First-year Oklahoma athletic director Roger Denny said he’s hesitant to schedule more tough nonconference games until he trusts the committee will reward it in the selection process.
“The CFP and that group are working really hard to make sure they can build that trust, but that’s got to be part of it,” he said.
Georgia athletic director Josh Brooks said the decision to go to a nine-game SEC schedule needs to “show up immediately” in the committee’s metrics.
“If you’re playing nine conference games in what is statistically the hardest conference, then the real debate, it’s all going to come down to the 9-3 versus the 10-2,” Brooks said. “We all see it coming.”
In some ways, the ADs in the P4, and in this case the Big Ten and SEC, don’t necessarily trust the process with the CFP as it currently stands. Everybody might be able to agree – within a place or so – who the top three, four, maybe eight teams are. But, after that?

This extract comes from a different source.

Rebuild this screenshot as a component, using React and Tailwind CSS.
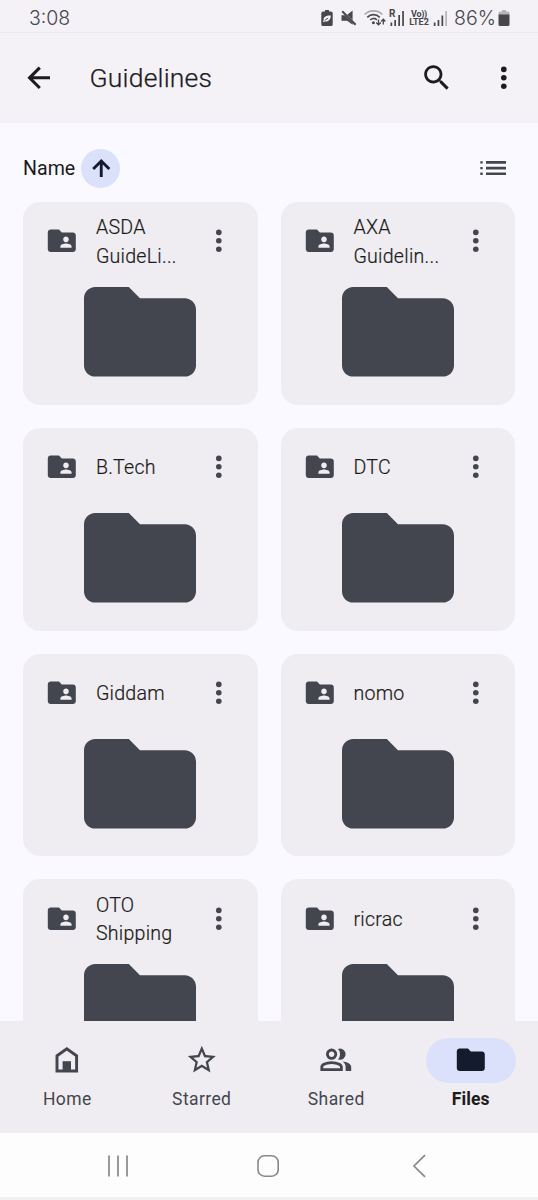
import React from "react";

const folders = [
  { name: ["ASDA", "GuideLi..."] },
  { name: ["AXA", "Guidelin..."] },
  { name: ["B.Tech"] },
  { name: ["DTC"] },
  { name: ["Giddam"] },
  { name: ["nomo"] },
  { name: ["OTO", "Shipping"] },
  { name: ["ricrac"] },
];

const FOLDER_PATH =
  "M10 4H4c-1.1 0-2 .9-2 2v12c0 1.1.9 2 2 2h16c1.1 0 2-.9 2-2V8c0-1.1-.9-2-2-2h-8z";

function Icon({ d, className = "size-[33.6px]" }) {
  return (
    <svg viewBox="0 0 24 24" className={`shrink-0 ${className}`} fill="currentColor">
      <path d={d} fillRule="evenodd" />
    </svg>
  );
}

function MoreIcon() {
  return (
    <svg viewBox="0 0 24 24" className="size-[33.6px] shrink-0" fill="currentColor">
      <circle cx="12" cy="6" r="2" />
      <circle cx="12" cy="12" r="2" />
      <circle cx="12" cy="18" r="2" />
    </svg>
  );
}

function StatusBar() {
  return (
    <div className="flex h-[33px] shrink-0 items-center border-b border-[#ecebf0] pt-1 pr-[28px] pl-[29px] text-[#47464b]">
      <span className="flex-1 pt-px text-[19.5px] leading-none font-['Inter',sans-serif] font-light">
        3:08
      </span>
      {/* power saving battery */}
      <svg width="12" height="16" viewBox="0 0 12 16" className="mr-[8px]">
        <path d="M4 0h4v1.5h2a1.7 1.7 0 0 1 1.7 1.7v11A1.7 1.7 0 0 1 10 16H2a1.7 1.7 0 0 1-1.7-1.8v-11A1.7 1.7 0 0 1 2 1.5h2z" fill="currentColor" />
        <path d="M9.8 5.5C5 5.3 2.3 7 2.7 9.8L2 12.3l1.6-.9C7.3 12.3 9.8 9.5 9.8 5.5z" fill="#f4f2f7" />
        <path d="M3.8 10.3 7.2 8" stroke="currentColor" strokeWidth="1" />
      </svg>
      {/* muted speaker */}
      <svg width="16" height="16" viewBox="0 0 16 16" className="mr-[7px]">
        <path d="M.5 5.2h3.2l8 8v1.6L6.2 10.7H.5zM6.3 4.7 11.600.6V10z" fill="currentColor" />
        <path d="M1.2 1.2 14.6 14.8" stroke="currentColor" strokeWidth="2" />
      </svg>
      {/* wifi with traffic arrows */}
      <svg width="22" height="16" viewBox="0 0 22 16" fill="none" className="mr-[3px]">
        <path d="M.7 4.500C5.200-.3 13.800-.3 18.300 4.500" stroke="#a9a8ad" strokeWidth="1.700" />
        <path d="M3.300 7.300c3.500-3.600 9-3.600 12.400 0" stroke="currentColor" strokeWidth="1.700" />
        <path d="M6.200 10c2-2 4.800-2 6.600-.2" stroke="currentColor" strokeWidth="1.700" />
        <circle cx="9.400" cy="12.700" r="1.500" fill="currentColor" />
        <path d="M14.500 9.500v5M12.200 12.500l2.300 2.300 2.300-2.300M19.300 14.500v-5M17.200 11.500l2.100-2.200 2.100 2.200" stroke="currentColor" strokeWidth="1.300" />
      </svg>
      {/* roaming signal */}
      <div className="relative mr-[4px] h-4 w-[16px]">
        <span className="absolute -top-px left-0 text-[10px] leading-none font-bold">R</span>
        <svg width="16" height="16" viewBox="0 0 16 16" fill="currentColor">
          <path d="M1.500 12.500h1.700V16H1.500zM5.300 10H7v6H5.300zM9.300 5H11v11H9.300zM13.200 1h1.700v15h-1.700z" />
        </svg>
      </div>
      <div className="mr-[4px] flex w-[20px] flex-col items-center text-[9px] leading-[8px] font-bold">
        <span className="tracking-[-0.3px]">Vo))</span>
        <span>LTE2</span>
      </div>
      <svg width="15" height="16" viewBox="0 0 15 16" fill="currentColor" className="mr-[6px]">
        <path d="M.8 12.500h1.700V16H.8zM4.600 10h1.700v6H4.600zM8.500 5.500h1.700V16H8.500z" />
        <path d="M12.300 1H14v15h-1.700z" fill="#b5b4b9" />
      </svg>
      <span className="mr-[3px] w-[41px] pt-px text-[19.5px] leading-none whitespace-nowrap font-['Inter',sans-serif] font-light">
        86%
      </span>
      <svg width="12" height="16" viewBox="0 0 12 16">
        <path d="M4 0h4v1.500h2A1.500 1.700 0 0 1 11.500 3.200V5H.5V3.200A1.700 1.700 0 0 1 2.200 1.500H4z" fill="#b5b4b9" />
        <path d="M.5 4.500h11v9.700a1.700 1.700 0 0 1-1.700 1.800H2.200a1.700 1.700 0 0 1-1.700-1.800z" fill="currentColor" />
      </svg>
    </div>
  );
}

function Header() {
  return (
    <header className="flex h-[90px] shrink-0 items-center pr-[17px] pl-[22.4px] text-[#1b1b20]">
      <svg viewBox="0 0 24 24" className="size-[33.6px] shrink-0" fill="none" stroke="currentColor" strokeWidth="2.2">
        <path d="M20 12H5.500M12.700 4.700 5.400 12l7.300 7.300" />
      </svg>
      <h1 className="ml-[33.5px] flex-1 text-[26.5px] leading-none font-light tracking-[0.2px] [-webkit-text-stroke:0.25px]">
        Guidelines
      </h1>
      <Icon d="M15.500 14h-.790l-.280-.270C15.410 12.590 16 11.110 16 9.500 16 5.910 13.090 3 9.500 3S3 5.910 3 9.500 5.910 16 9.500 16c1.610 0 3.090-.590 4.230-1.570l.270.280v.790l5 4.990L20.490 19zm-6 0C7.010 14 5 11.990 5 9.500S7.010 5 9.500 5 14 7.010 14 9.500 11.990 14 9.500 14z" />
      <div className="ml-[34.200px]">
        <MoreIcon />
      </div>
    </header>
  );
}

function SortRow() {
  return (
    <div className="flex h-[79px] items-center pt-3 pr-[31px] pl-[23px]">
      <span className="w-[58.2px] text-[19.6px] leading-none text-[#1b1b20]">Name</span>
      <button className="flex size-[39.2px] items-center justify-center rounded-full bg-[#dbe1fb] text-[#141b2c]">
        <svg viewBox="0 0 24 24" className="size-[26.5px]" fill="none" stroke="currentColor" strokeWidth="2.600">
          <path d="M12 20V5.500M4.700 12.700 12 5.400l7.300 7.300" />
        </svg>
      </button>
      <svg width="28" height="16" viewBox="0 0 28 16" fill="#44464f" className="mb-px ml-auto">
        <path d="M7 1h20v2.700H7zM7 6.700h20v2.700H7zM7 12.400h20v2.700H7z" />
        <path d="M1.300 1.200h2.400v2.300H1.300zM1.300 6.900h2.400v2.300H1.300zM1.300 12.600h2.400v2.300H1.300z" />
      </svg>
    </div>
  );
}

function FolderCard({ name }) {
  return (
    <div className="h-[202.8px] rounded-[17px] bg-[#efedf1] text-[#44464f]">
      <div className="flex h-[78.5px] items-center pr-[22px] pl-[22.3px]">
        <Icon d={`${FOLDER_PATH}M15 9c1.100 0 2 .9 2 2s-.9 2-2 2-2-.9-2-2 .9-2 2-2zm4 8h-8v-1c0-1.330 2.670-2 4-2s4 .670 4 2z`} />
        <div className="ml-[17px] flex-1 pt-[3px] text-[19.6px] leading-[28.3px] font-light tracking-[0.25px] whitespace-nowrap text-[#1b1b20] [-webkit-text-stroke:0.2px]">
          {name.map((line) => (
            <div key={line}>{line}</div>
          ))}
        </div>
        <MoreIcon />
      </div>
      <svg viewBox="2 4 20 16" className="mx-auto mt-[6.5px] h-[89.6px] w-[112px] overflow-visible" fill="currentColor">
        <path d={FOLDER_PATH} />
      </svg>
    </div>
  );
}

function NavItem({ label, active, children }) {
  return (
    <div className="flex flex-1 flex-col items-center pt-[17px]">
      <div
        className={`flex h-[45px] w-[89.6px] items-center justify-center rounded-full ${
          active ? "bg-[#dbe1fb] text-[#141b2c]" : "text-[#44464f]"
        }`}
      >
        {children}
      </div>
      <span
        className={`mt-[5px] text-[17.5px] leading-[22px] ${
          active
            ? "font-bold tracking-[0.1px] text-[#1b1b20]"
            : "tracking-[0.4px] text-[#44464f]"
        }`}
      >
        {label}
      </span>
    </div>
  );
}

function BottomNav() {
  return (
    <nav className="flex h-[112px] shrink-0 bg-[#efedf1]">
      <NavItem label="Home">
        <svg viewBox="0 0 24 24" className="size-[33.6px]">
          <path d="M5 20V9.200l7-5 7 5V20z" fill="none" stroke="currentColor" strokeWidth="2.100" />
          <path d="M9 13h6v7H9z" fill="currentColor" />
        </svg>
      </NavItem>
      <NavItem label="Starred">
        <Icon d="M22 9.240l-7.190-.620L12 2 9.190 8.630 2 9.240l5.460 4.730L5.820 21 12 17.270 18.180 21l-1.630-7.030zM12 15.400l-3.760 2.270 1-4.280-3.320-2.880 4.380-.380L12 6.100l1.710 4.040 4.380.380-3.320 2.880 1 4.280z" />
      </NavItem>
      <NavItem label="Shared">
        <Icon d="M1 20v-2.800q0-.850.438-1.562T2.600 14.550q1.550-.775 3.150-1.162T9 13t3.250.388 3.150 1.162q.725.375 1.163 1.088T17 17.200V20zm18 0v-3q0-1.100-.612-2.113T16.650 13.150q1.275.150 2.400.513t2.100.887q.900.500 1.375 1.113T23 17v3zM9 12q-1.650 0-2.825-1.175T5 8t1.175-2.825T9 4t2.825 1.175T13 8t-1.175 2.825T9 12m10-4q0 1.650-1.175 2.825T15 12q-.275 0-.700-.063t-.700-.137q.675-.800 1.038-1.775T15 8t-.362-2.025T13.600 4.200q.350-.125.700-.163T15 4q1.650 0 2.825 1.175T19 8M3 18h12v-.800q0-.275-.137-.500t-.363-.350q-1.350-.675-2.725-1.012T9 15t-2.775.338T3.500 16.350q-.225.125-.362.350T3 17.200zm6-8q.825 0 1.413-.587T11 8t-.587-1.412T9 6t-1.412.588T7 8t.588 1.413T9 10" />
      </NavItem>
      <NavItem label="Files" active>
        <Icon d={FOLDER_PATH} />
      </NavItem>
    </nav>
  );
}

function SystemNav() {
  return (
    <div className="flex h-[67.5px] shrink-0 flex-col bg-[#fdfdfe]">
      <div className="flex h-[64px] items-center pt-[2px] pl-[107px] text-[#88888a]">
        <svg width="22" height="24" viewBox="0 0 22 24" stroke="currentColor" strokeWidth="1.7">
          <path d="M2 1.500v21M11 1.500v21M20 1.500v21" />
        </svg>
        <svg width="24" height="24" viewBox="0 0 24 24" fill="none" stroke="currentColor" strokeWidth="1.6" className="ml-[127px]">
          <rect x="2" y="1.800" width="20.200" height="20.400" rx="6.500" />
        </svg>
        <svg width="16" height="24" viewBox="0 0 16 24" fill="none" stroke="currentColor" strokeWidth="1.7" className="ml-[131px]">
          <path d="M14 1.200 3 12l11 10.800" />
        </svg>
      </div>
      <div className="flex-1 bg-[#f1f0f3]" />
    </div>
  );
}

export default function App() {
  return (
    <div className="flex h-[1200px] w-[538px] flex-col overflow-hidden bg-[#f4f2f7] font-['Roboto',sans-serif]">
      <StatusBar />
      <Header />
      <main className="min-h-0 flex-1 overflow-hidden bg-[#faf9ff]">
        <SortRow />
        <div className="grid grid-cols-2 gap-[23px] px-[23px]">
          {folders.map((folder) => (
            <FolderCard key={folder.name.join(" ")} name={folder.name} />
          ))}
        </div>
      </main>
      <BottomNav />
      <SystemNav />
    </div>
  );
}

“Sometimes at the top it’s an easier discussion, and so it’s quicker,” said [Michigan’s AD Warde] Manuel, who served on the committee from 2022 to 2024 and chaired the group in 2024. “At the back end, it’s a longer discussion because you have more you’re dealing with — who they’re playing, how’d they play in the nonconference, you really have to home in on those teams because you might be dealing with two three-loss teams, four-loss teams. What’s the data? What did we see on the film? In my three years there, we were always very thorough all the way to the end. Being in the top 25 is really important to a lot of teams. You can’t blow it off at the end because it’s 24 and 25. You really have to work through it.”
The Rutgers Connection
Truthfully, if the topics of conversation focused primarily on the College Football Playoff, then much of the discussion didn’t really impact the Knights at all. A nine- vs eight-game conference schedule? Sure. But until RU gets its act together, talking about the number of teams in the CFP will be just a sidebar conversation for us.